A Communication Efficient Collaborative Learning Framework for Distributed Features
Yang Liu, Yan Kang, Xinwei Zhang, Liping Li, Yong Cheng, Tianjian Chen, Mingyi Hong, Qiang Yang
TL;DR
This work tackles privacy-preserving collaborative learning when data are vertically partitioned across parties with different feature sets. It introduces Federated Stochastic Block Coordinate Descent (FedBCD), enabling multiple local updates before communication to greatly reduce rounds while preserving accuracy. The authors prove convergence guarantees under Lipschitz continuity and uniform sampling, showing an $\mathcal{O}(1/\sqrt{T})$ rate with $\mathcal{O}(\sqrt{T})$ communication rounds for appropriate choices of batch size, local iterations, and step size, with only mild dependence on the number of parties. Empirical results on MIMIC-III, MNIST, and NUS-WIDE demonstrate substantial communication savings and competitive performance, and a proximal variant further improves stability for large local updates; the approach is applicable to federated transfer learning with privacy-aware constraints.
Abstract
We introduce a collaborative learning framework allowing multiple parties having different sets of attributes about the same user to jointly build models without exposing their raw data or model parameters. In particular, we propose a Federated Stochastic Block Coordinate Descent (FedBCD) algorithm, in which each party conducts multiple local updates before each communication to effectively reduce the number of communication rounds among parties, a principal bottleneck for collaborative learning problems.

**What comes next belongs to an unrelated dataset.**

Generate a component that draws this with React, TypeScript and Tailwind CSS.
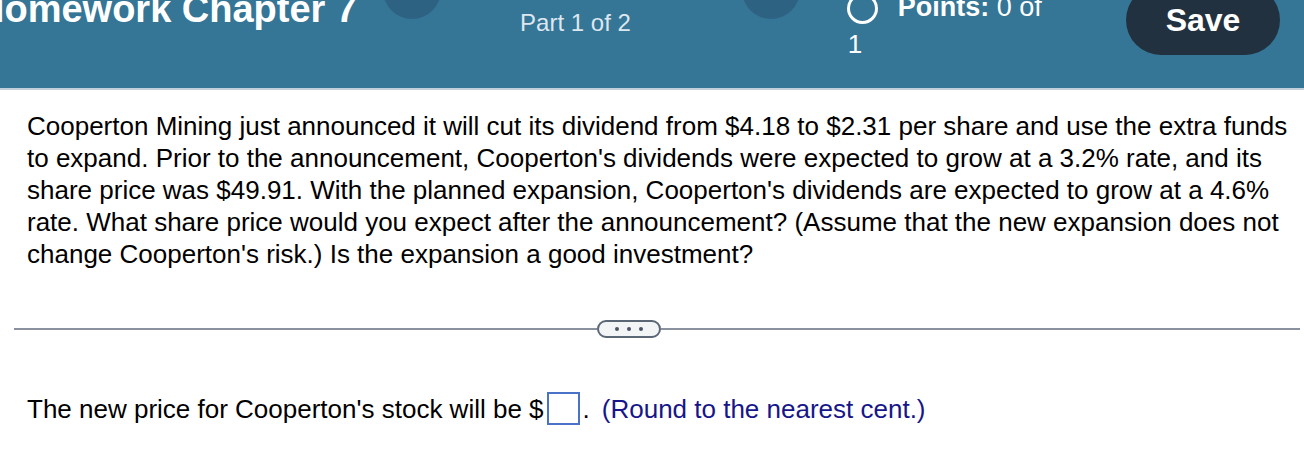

We analyze theoretically the impact of the number of local updates and show that when the batch size, sample size, and the local iterations are selected appropriately, within $T$ iterations, the algorithm performs $\mathcal{O}(\sqrt{T})$ communication rounds and achieves some $\mathcal{O}(1/\sqrt{T})$ accuracy (measured by the average of the gradient norm squared). The approach is supported by our empirical evaluations on a variety of tasks and datasets, demonstrating advantages over stochastic gradient descent (SGD) approaches.